─── Given material ───

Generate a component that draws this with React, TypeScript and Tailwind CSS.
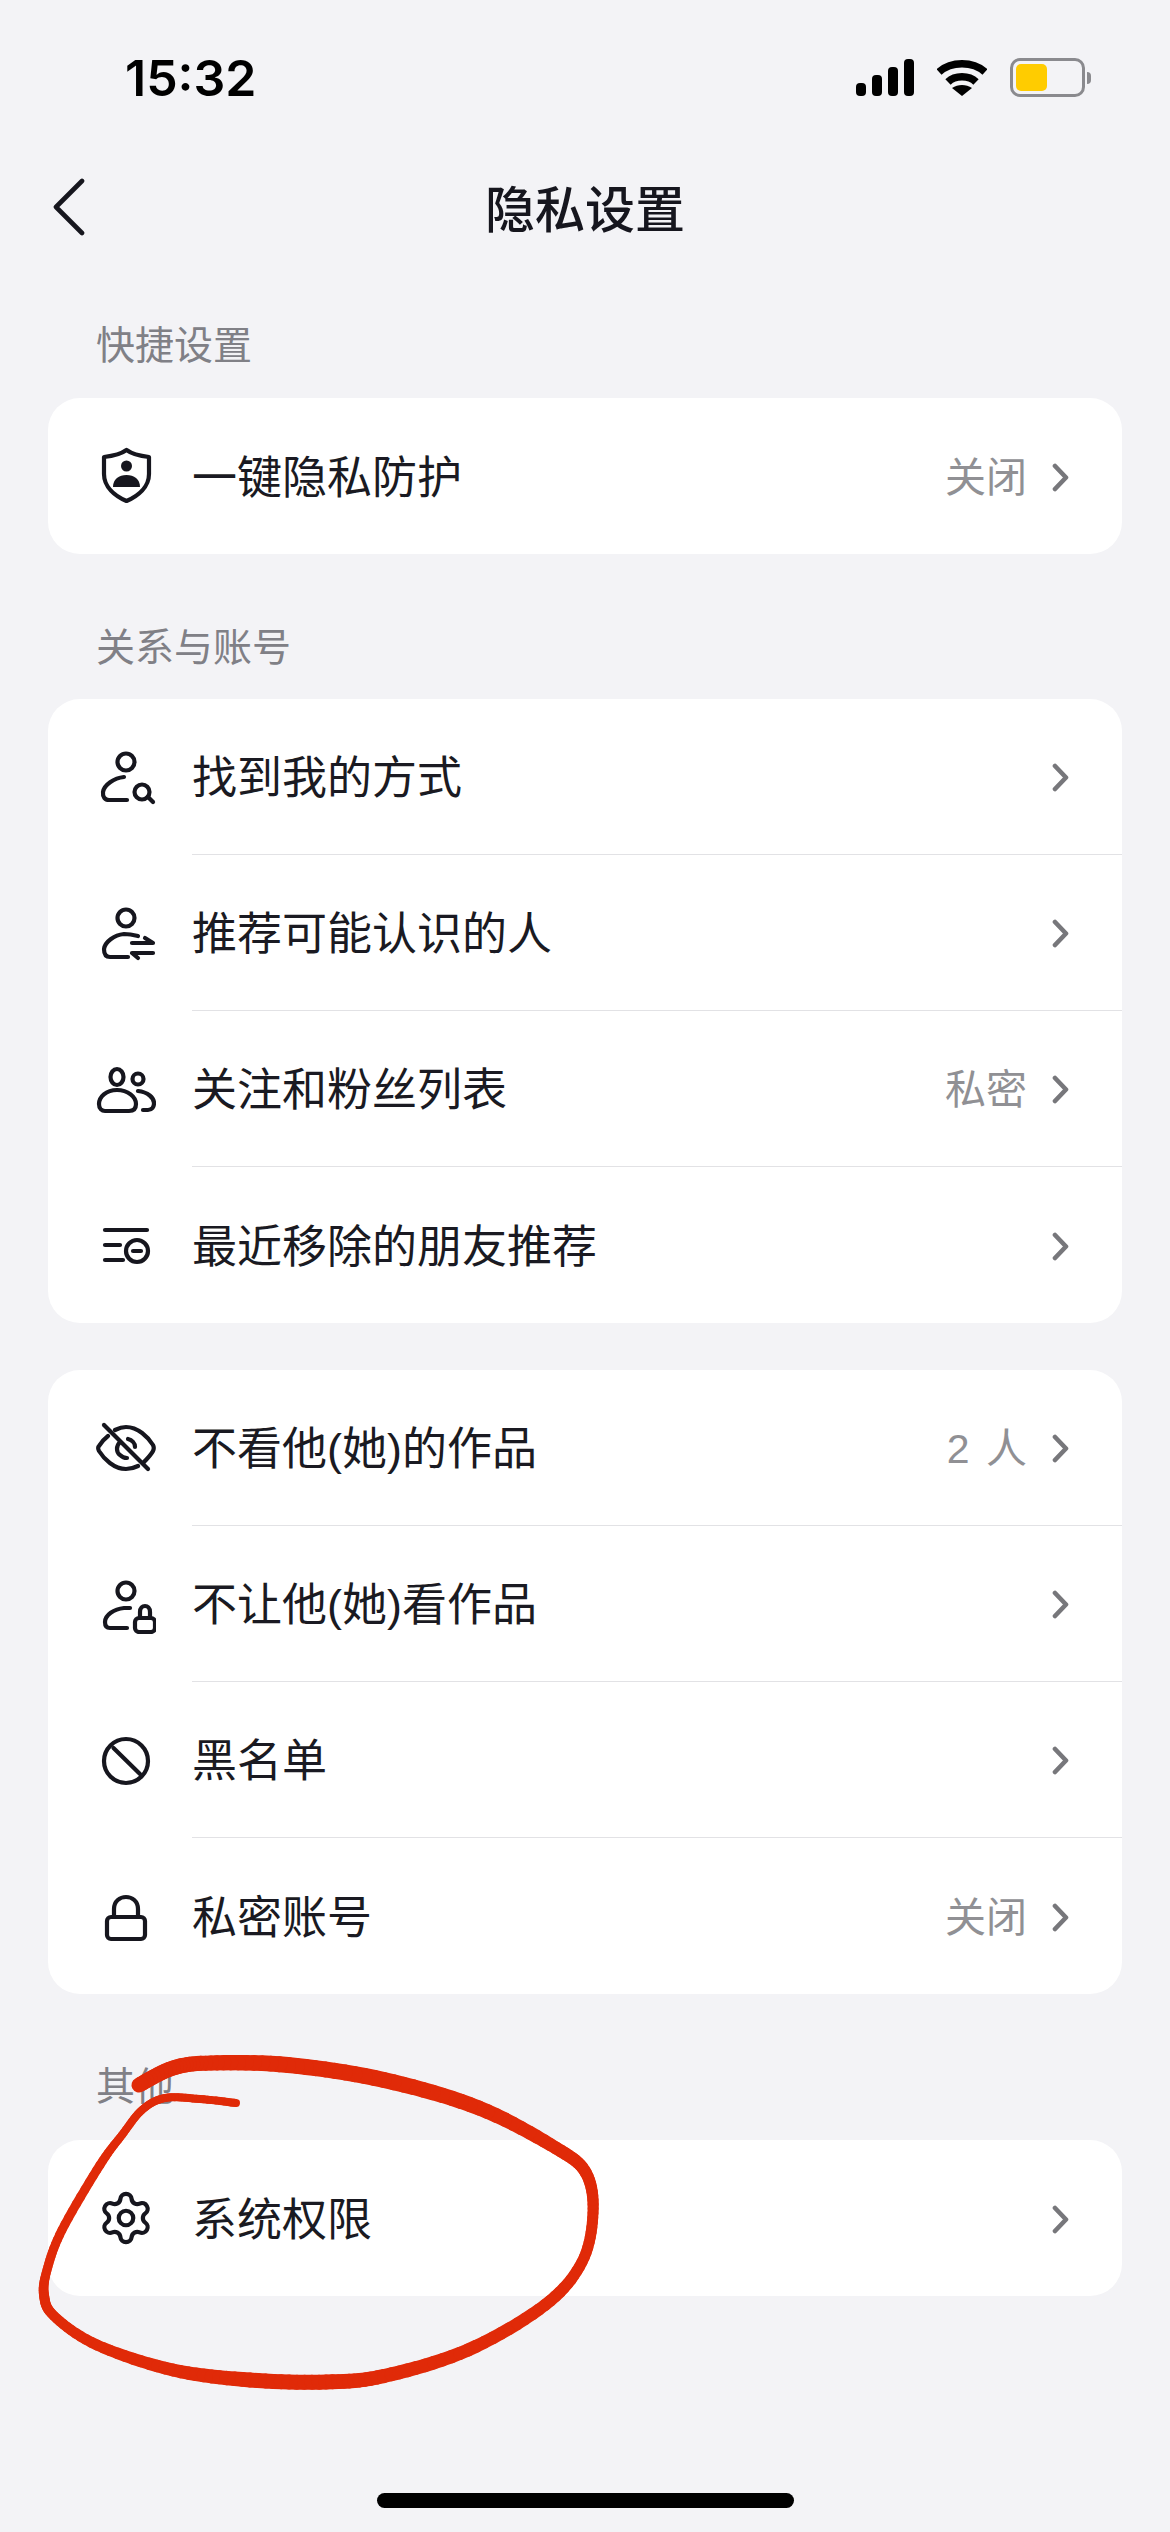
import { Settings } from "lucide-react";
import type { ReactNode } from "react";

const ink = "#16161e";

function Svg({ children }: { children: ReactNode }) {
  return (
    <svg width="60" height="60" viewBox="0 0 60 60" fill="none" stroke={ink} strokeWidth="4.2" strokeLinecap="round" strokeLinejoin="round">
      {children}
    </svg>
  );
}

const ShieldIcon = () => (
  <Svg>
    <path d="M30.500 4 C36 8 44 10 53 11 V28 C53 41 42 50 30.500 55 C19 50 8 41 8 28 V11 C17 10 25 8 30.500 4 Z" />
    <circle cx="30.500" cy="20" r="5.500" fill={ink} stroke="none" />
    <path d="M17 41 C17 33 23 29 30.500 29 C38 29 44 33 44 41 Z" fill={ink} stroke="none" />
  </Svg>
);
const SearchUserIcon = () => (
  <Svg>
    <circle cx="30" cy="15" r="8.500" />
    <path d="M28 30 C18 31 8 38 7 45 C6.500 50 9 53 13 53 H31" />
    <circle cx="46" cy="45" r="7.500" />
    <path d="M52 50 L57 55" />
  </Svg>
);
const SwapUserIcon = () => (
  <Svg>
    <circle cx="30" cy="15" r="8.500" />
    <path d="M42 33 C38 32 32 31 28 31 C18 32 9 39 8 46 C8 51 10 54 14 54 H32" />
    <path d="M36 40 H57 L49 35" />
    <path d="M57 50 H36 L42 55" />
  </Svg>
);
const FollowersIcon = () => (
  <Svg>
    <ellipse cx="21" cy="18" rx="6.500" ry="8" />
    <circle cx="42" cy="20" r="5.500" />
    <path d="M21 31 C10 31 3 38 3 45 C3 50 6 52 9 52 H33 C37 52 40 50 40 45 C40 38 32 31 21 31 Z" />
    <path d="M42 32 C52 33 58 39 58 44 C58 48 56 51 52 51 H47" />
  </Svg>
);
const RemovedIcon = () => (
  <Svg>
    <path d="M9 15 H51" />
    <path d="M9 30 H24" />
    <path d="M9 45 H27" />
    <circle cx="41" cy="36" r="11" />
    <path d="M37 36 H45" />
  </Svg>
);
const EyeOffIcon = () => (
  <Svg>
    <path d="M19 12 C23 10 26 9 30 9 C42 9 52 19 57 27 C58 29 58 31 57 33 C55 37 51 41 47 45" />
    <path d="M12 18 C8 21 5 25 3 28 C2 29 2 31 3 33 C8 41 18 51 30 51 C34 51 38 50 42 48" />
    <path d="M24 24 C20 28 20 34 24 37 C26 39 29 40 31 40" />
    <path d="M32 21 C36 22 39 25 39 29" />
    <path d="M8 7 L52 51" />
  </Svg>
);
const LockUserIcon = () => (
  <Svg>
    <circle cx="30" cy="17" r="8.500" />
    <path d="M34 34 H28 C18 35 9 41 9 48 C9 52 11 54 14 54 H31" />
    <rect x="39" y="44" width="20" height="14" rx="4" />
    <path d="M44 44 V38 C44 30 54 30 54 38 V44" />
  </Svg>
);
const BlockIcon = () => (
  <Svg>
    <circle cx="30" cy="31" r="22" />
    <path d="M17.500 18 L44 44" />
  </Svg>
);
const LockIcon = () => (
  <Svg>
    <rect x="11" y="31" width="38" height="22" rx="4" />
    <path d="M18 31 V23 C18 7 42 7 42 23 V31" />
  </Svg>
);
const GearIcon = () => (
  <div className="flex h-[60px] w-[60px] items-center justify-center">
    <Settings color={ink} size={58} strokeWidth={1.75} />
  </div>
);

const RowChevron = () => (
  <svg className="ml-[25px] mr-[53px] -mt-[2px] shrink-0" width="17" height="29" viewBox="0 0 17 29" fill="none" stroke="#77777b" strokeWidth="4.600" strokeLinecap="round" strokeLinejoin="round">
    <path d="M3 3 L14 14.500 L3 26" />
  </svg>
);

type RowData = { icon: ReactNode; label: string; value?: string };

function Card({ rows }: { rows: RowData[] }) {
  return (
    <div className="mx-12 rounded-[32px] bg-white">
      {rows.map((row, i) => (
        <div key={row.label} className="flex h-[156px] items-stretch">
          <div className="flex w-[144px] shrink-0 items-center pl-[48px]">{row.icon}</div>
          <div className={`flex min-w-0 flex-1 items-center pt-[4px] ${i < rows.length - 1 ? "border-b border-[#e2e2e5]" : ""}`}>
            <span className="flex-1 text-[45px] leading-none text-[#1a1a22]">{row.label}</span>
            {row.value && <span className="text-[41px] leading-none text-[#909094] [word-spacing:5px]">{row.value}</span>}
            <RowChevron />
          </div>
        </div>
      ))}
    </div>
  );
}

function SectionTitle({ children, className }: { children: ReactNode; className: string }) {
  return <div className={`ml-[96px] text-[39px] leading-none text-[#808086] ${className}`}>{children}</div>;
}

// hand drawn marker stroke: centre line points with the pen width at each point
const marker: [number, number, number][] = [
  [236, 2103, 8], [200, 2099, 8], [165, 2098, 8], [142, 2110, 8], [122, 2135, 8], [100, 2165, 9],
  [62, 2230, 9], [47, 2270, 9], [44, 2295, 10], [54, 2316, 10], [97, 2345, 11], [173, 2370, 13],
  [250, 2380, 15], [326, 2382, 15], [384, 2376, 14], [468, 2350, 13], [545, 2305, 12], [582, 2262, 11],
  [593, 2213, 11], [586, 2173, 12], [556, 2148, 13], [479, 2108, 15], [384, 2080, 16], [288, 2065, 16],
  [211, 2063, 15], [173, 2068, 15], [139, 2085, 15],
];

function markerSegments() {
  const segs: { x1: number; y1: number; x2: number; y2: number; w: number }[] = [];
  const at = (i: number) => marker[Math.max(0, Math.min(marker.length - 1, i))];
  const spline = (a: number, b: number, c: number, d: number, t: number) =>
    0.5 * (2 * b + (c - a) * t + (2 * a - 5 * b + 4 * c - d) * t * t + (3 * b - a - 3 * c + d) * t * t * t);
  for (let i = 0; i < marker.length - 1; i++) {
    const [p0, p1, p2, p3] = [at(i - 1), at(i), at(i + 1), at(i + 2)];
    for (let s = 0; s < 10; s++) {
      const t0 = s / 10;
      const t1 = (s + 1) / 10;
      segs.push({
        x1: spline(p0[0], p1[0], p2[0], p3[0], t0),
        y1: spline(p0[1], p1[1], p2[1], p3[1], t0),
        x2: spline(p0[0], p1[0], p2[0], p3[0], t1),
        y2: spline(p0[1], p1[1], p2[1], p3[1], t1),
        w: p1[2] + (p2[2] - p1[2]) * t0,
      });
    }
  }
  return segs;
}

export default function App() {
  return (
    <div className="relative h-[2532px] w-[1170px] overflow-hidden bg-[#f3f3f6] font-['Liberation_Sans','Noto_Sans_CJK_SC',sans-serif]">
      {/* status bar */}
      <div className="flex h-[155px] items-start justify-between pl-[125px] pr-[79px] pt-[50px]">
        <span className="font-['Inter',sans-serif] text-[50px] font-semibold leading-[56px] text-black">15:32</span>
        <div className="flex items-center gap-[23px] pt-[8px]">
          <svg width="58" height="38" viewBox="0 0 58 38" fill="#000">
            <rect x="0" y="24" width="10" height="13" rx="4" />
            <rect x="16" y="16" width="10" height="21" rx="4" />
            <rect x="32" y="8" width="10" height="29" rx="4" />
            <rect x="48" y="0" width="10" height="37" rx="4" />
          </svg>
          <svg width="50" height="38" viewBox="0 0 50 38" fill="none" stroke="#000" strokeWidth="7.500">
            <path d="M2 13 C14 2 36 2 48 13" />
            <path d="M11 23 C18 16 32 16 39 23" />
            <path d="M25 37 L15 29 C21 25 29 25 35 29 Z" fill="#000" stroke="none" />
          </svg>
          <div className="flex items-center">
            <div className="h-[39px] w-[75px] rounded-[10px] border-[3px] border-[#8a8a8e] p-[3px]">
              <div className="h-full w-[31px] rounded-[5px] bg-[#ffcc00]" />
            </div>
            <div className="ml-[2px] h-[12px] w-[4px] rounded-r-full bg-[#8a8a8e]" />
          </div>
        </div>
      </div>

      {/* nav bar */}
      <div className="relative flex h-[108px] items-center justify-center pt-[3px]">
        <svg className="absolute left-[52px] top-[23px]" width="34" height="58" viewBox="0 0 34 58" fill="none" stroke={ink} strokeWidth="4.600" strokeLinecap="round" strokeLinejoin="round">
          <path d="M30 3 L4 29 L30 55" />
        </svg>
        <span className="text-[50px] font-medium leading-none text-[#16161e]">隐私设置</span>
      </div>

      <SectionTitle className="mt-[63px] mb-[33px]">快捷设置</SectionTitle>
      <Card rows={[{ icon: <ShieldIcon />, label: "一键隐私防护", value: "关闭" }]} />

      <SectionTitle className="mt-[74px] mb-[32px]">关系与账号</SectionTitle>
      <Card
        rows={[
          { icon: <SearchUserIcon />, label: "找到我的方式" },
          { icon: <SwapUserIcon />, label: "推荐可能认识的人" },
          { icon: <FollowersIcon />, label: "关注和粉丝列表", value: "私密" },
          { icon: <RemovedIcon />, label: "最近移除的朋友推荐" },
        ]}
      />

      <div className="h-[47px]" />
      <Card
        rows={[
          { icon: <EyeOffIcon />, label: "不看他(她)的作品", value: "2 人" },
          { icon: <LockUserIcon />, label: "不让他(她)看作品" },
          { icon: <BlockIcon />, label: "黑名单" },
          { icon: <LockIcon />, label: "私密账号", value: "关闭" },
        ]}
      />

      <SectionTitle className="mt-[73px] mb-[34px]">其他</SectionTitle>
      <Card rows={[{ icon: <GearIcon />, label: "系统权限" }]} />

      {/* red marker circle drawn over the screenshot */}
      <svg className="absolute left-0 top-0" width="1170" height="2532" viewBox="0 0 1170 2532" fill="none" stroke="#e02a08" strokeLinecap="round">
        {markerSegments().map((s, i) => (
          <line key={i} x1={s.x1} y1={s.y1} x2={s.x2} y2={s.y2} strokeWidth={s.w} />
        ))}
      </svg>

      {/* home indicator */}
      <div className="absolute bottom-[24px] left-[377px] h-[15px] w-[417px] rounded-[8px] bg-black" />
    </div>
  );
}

───

Instructions to follow =
Search the lines for the word "with" and report how many contain it, by number only.

Result below =
2